2008: Growth in flights comes to a halt, reflecting financial crisis

In 2008, the total number of flights in Europe was 10 million an increase of only 0.1% compared to 2007. This is the first time in 5 years that the increase in the number of flights has been so low.
Average daily traffic in Europe in 2008 was up on average by just 200 flights a day from 27,470 in 2007 to 27,676 in 2008. Major European markets, in particular Italy, the UK and Spain saw significant declines in traffic (respectively -2.7, -1.7% and -2.1%). Eastern Europe, particularly Turkey and Poland continued to see overall growth in traffic (Turkey: 8.3% and Poland: 9.8%). These annual figures mask a strong downturn in the last two months of the year.
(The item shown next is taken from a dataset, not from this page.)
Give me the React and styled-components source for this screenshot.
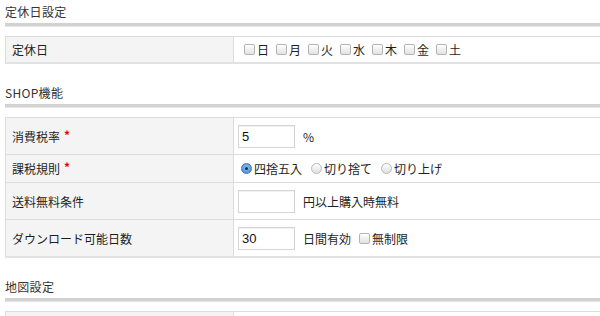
import React from "react";
import styled, { createGlobalStyle } from "styled-components";

const Global = createGlobalStyle`
  html, body { margin: 0; padding: 0; background: #fff; overflow: hidden; }
  body { font-family: "Noto Sans CJK JP", "Noto Sans", sans-serif; color: #333; }
`;

const Page = styled.div`
  width: 760px;
  padding-left: 5px;
`;

const Section = styled.section`
  margin-bottom: 17px;
`;

const Heading = styled.h2`
  margin: 0;
  height: 23px;
  line-height: 23px;
  font-size: 12px;
  font-weight: normal;
  color: #333;
  letter-spacing: 0.3px;
`;

const Rule = styled.div`
  height: 3px;
  background: #d2d2d2;
  border-bottom: 1px solid #e6e6e6;
  margin-bottom: 9px;
`;

const Table = styled.div`
  border-top: 1px solid #dcdcdc;
  border-bottom: 2px solid #e2e2e2;
`;

const Row = styled.div`
  display: grid;
  grid-template-columns: 229px 1fr;
  min-height: ${(p) => p.$h}px;
  border-bottom: ${(p) => (p.$last ? "none" : "1px solid #dcdcdc")};
`;

const Label = styled.div`
  background: #f4f4f4;
  border-left: 1px solid #dcdcdc;
  border-right: 1px solid #dcdcdc;
  display: flex;
  align-items: center;
  padding-left: 6px;
  font-size: 12px;
  color: #1e1e1e;
`;

const Req = styled.span`
  color: #e60012;
  margin-left: 4px;
  font-size: 12px;
  font-weight: bold;
  position: relative;
  top: -2px;
`;

const Value = styled.div`
  display: flex;
  align-items: center;
  padding-left: ${(p) => p.$pl ?? 4}px;
  font-size: 12px;
  color: #1e1e1e;
`;

const Option = styled.label`
  display: inline-flex;
  align-items: center;
  margin-right: ${(p) => p.$mr ?? 8}px;
  margin-left: ${(p) => p.$ml ?? 0}px;
`;

const Box = styled.span`
  display: inline-block;
  width: 9px;
  height: 9px;
  border: 1px solid #b4b4b4;
  border-radius: 2px;
  background: linear-gradient(#fdfdfd, #e2e2e2);
  margin-right: 2px;
  box-shadow: inset 0 1px 0 #fff;
`;

const Radio = styled.span`
  display: inline-block;
  position: relative;
  width: 11px;
  height: 11px;
  border-radius: 50%;
  box-sizing: border-box;
  margin-right: 2px;
  border: 1px solid ${(p) => (p.$on ? "#3a78c9" : "#b8b8b8")};
  background: ${(p) =>
    p.$on ? "radial-gradient(circle at 50% 40%, #8ec1f3, #3b83d6)" : "linear-gradient(#fdfdfd, #e0e0e0)"};
  &::after {
    content: "";
    display: ${(p) => (p.$on ? "block" : "none")};
    position: absolute;
    left: 3px;
    top: 3px;
    width: 3px;
    height: 3px;
    border-radius: 50%;
    background: #1b2a3a;
  }
`;

const Input = styled.div`
  width: 52px;
  height: 21px;
  border: 1px solid #d4d4d4;
  box-shadow: inset 0 1px 1px rgba(0, 0, 0, 0.06);
  display: flex;
  align-items: center;
  padding-left: 3px;
  box-sizing: content-box;
  font-family: "Liberation Sans", Arial, sans-serif;
  font-size: 13px;
  color: #111;
  margin-right: 8px;
`;

const days = ["日", "月", "火", "水", "木", "金", "土"];

export default function App() {
  return (
    <Page>
      <Global />
      <Section>
        <Heading>定休日設定</Heading>
        <Rule />
        <Table>
          <Row $h={25} $last>
            <Label>定休日</Label>
            <Value $pl={10}>
              {days.map((d) => (
                <Option key={d} $mr={7}>
                  <Box />
                  {d}
                </Option>
              ))}
            </Value>
          </Row>
        </Table>
      </Section>

      <Section>
        <Heading>SHOP機能</Heading>
        <Rule />
        <Table>
          <Row $h={36}>
            <Label>
              消費税率<Req>*</Req>
            </Label>
            <Value>
              <Input>5</Input>%
            </Value>
          </Row>
          <Row $h={27}>
            <Label>
              課税規則<Req>*</Req>
            </Label>
            <Value $pl={7}>
              <Option $mr={9}>
                <Radio $on />
                四捨五入
              </Option>
              <Option $mr={9}>
                <Radio />
                切り捨て
              </Option>
              <Option>
                <Radio />
                切り上げ
              </Option>
            </Value>
          </Row>
          <Row $h={36}>
            <Label>送料無料条件</Label>
            <Value>
              <Input />
              円以上購入時無料
            </Value>
          </Row>
          <Row $h={36} $last>
            <Label>ダウンロード可能日数</Label>
            <Value>
              <Input>30</Input>
              日間有効
              <Option $ml={8}>
                <Box />
                無制限
              </Option>
            </Value>
          </Row>
        </Table>
      </Section>

      <Section>
        <Heading>地図設定</Heading>
        <Rule />
        <Table>
          <Row $h={30} $last>
            <Label />
            <Value />
          </Row>
        </Table>
      </Section>
    </Page>
  );
}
In December, traffic overall fell by 7% and three-quarters of States saw declines. Low-cost traffic saw its first drop in 15 years, with 4,600 flights a day in November 2008 compared to 4,900 in November 2007. After 3 years of strong growth, business aviation traffic has gradually fallen since July. In December 2008 there were 1,450 business flights a day, compared to 1,730 in December 2007 a 16% fall. In 2008, air traffic flow management delays which are caused by air traffic control capacity, staffing, weather and aerodrome capacity increased by 10%, to 2.3 minutes in 2008 compared to 2.1 in 2007. 53% of all delays were attributed to airlines, with 17% coming from airports, 13% from en-route and 10% from weather. After 6 years when growth averaged 3%, EUROCONTROL forecasts predict a decrease of 3% in the number of flights in 2009. This fall is expected to cover mainly the West and Centre of Europe. 2008 was a difficult year for air transport, and 2009 is set to be even tougher. However, demand in the longer term is still set to rise substantially with traffic surging to 18 million in 2030. This is no time to lose sight of the long-term challenges and goals, because the challenges ahead continue to require decisions and actions today, says David McMillan, Director General of EUROCONTROL.